Life and career 

Régent Millette (September 14, 1935 – August 21, 2013) was a perennial candidate for public office, having run in twenty-five federal, provincial, and municipal elections since 2000. In 2013, he declared "I will run for office until I die". He was a candidate of the Parti démocratie chrétienne du Québec in the 2003 provincial election but has run as an independent in every other campaign. He was a member of the short-lived Parti république du Québec in 2007 but never actually ran under its banner.

Millette has a teaching certificate and a Bachelor of Arts degree from the Université de Montréal and has worked as a teacher. During the 2005 municipal election, he said that he felt a calling to serve the public and would take no salary if elected. He holds socially conservative views; during the 2003 Montreal gay pride parade, he was quoted as saying, "I love everybody but in the Bible they say there are many things that are against nature."

Political activism 

A candidate named Régent Millette ran for the Ralliement national in the 1966 Quebec election and received 96 votes (0.46%) for a fifth-place finish against incumbent Liberal cabinet minister Paul Gérin-Lajoie. This may have been the same person.

Millette is running again in the 2011 Canadian federal election.

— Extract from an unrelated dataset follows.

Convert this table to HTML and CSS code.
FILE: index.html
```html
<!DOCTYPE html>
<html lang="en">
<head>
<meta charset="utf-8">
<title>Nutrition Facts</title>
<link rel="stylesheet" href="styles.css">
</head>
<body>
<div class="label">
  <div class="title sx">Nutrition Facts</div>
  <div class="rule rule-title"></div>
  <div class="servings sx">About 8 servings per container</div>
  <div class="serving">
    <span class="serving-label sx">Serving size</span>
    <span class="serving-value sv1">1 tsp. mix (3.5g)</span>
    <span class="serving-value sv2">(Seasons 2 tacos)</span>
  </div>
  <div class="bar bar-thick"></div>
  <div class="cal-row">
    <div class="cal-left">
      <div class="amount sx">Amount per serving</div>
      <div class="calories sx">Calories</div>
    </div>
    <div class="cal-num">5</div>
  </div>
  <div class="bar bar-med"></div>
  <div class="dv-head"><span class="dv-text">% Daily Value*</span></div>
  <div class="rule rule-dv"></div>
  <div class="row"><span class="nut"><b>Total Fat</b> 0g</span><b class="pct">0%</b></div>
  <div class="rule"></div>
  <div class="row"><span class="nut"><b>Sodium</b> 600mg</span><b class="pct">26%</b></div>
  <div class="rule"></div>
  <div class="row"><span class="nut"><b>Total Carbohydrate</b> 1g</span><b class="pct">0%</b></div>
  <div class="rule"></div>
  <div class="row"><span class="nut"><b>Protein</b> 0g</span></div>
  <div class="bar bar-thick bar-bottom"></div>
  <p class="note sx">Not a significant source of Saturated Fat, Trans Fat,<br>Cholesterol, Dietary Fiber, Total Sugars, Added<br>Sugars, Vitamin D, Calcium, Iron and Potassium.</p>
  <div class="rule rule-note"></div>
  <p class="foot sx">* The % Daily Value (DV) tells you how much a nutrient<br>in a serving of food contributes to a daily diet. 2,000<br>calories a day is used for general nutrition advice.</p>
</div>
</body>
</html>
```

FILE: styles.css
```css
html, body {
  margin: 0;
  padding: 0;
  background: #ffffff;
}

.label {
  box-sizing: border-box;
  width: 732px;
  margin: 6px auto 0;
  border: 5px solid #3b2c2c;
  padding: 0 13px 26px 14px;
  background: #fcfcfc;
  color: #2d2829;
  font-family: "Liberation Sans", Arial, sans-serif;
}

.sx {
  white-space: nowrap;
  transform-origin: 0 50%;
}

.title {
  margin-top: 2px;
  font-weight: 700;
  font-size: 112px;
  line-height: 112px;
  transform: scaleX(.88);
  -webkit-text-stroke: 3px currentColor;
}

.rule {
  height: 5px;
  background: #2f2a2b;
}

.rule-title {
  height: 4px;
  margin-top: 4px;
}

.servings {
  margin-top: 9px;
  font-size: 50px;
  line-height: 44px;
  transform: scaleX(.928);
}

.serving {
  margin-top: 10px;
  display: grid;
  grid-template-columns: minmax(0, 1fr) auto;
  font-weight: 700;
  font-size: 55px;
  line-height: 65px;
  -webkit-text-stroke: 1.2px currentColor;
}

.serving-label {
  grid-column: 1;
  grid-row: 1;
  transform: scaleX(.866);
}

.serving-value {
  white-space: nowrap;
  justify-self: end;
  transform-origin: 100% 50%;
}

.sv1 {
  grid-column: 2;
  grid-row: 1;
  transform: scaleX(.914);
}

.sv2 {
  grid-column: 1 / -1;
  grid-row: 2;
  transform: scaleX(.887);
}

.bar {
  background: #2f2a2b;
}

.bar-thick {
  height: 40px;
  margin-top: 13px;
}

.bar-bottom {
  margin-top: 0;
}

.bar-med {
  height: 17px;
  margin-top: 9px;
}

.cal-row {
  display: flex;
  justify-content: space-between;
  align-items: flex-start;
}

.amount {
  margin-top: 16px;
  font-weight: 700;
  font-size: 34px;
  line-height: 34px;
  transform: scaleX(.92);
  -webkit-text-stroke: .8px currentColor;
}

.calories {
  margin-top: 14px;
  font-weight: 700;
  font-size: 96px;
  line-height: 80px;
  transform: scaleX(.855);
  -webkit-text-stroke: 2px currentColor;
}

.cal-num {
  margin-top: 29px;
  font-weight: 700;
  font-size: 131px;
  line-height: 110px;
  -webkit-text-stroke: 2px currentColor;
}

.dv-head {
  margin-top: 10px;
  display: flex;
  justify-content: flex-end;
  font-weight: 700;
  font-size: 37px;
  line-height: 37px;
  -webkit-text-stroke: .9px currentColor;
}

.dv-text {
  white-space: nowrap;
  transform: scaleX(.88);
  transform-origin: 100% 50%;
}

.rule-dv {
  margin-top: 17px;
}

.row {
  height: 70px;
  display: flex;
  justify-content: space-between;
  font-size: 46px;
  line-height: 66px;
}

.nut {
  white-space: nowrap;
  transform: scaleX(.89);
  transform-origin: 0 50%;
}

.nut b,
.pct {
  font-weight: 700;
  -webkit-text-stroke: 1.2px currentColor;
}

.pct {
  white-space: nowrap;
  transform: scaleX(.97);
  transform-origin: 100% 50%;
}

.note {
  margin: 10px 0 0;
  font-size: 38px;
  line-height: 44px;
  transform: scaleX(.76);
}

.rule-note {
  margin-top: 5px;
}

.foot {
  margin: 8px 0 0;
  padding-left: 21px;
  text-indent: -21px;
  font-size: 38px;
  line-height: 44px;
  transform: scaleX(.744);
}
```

In March 2006, Mr. Millette was charged with attempting to file a breach of condition and conspiring to file a breach of condition when, at a meeting of Laval city council , he asked questions on behalf of Rick Blatter while the latter had undertaken to respect a court order prohibiting him from communicating with the staff of the town hall and the elected officials of Laval. Following his acquittal, Mr Millette tried to get an indemnity of $95,000 from Ville Laval but lost his cause in 2012. In 2013 the Supreme Court of Canada rejected his request for appeal.

Death 

Mr Millette, aged 77 years old, passed away on August 21, 2013 at the Joliette Regional Hospital in Saint-Charles-Borromée.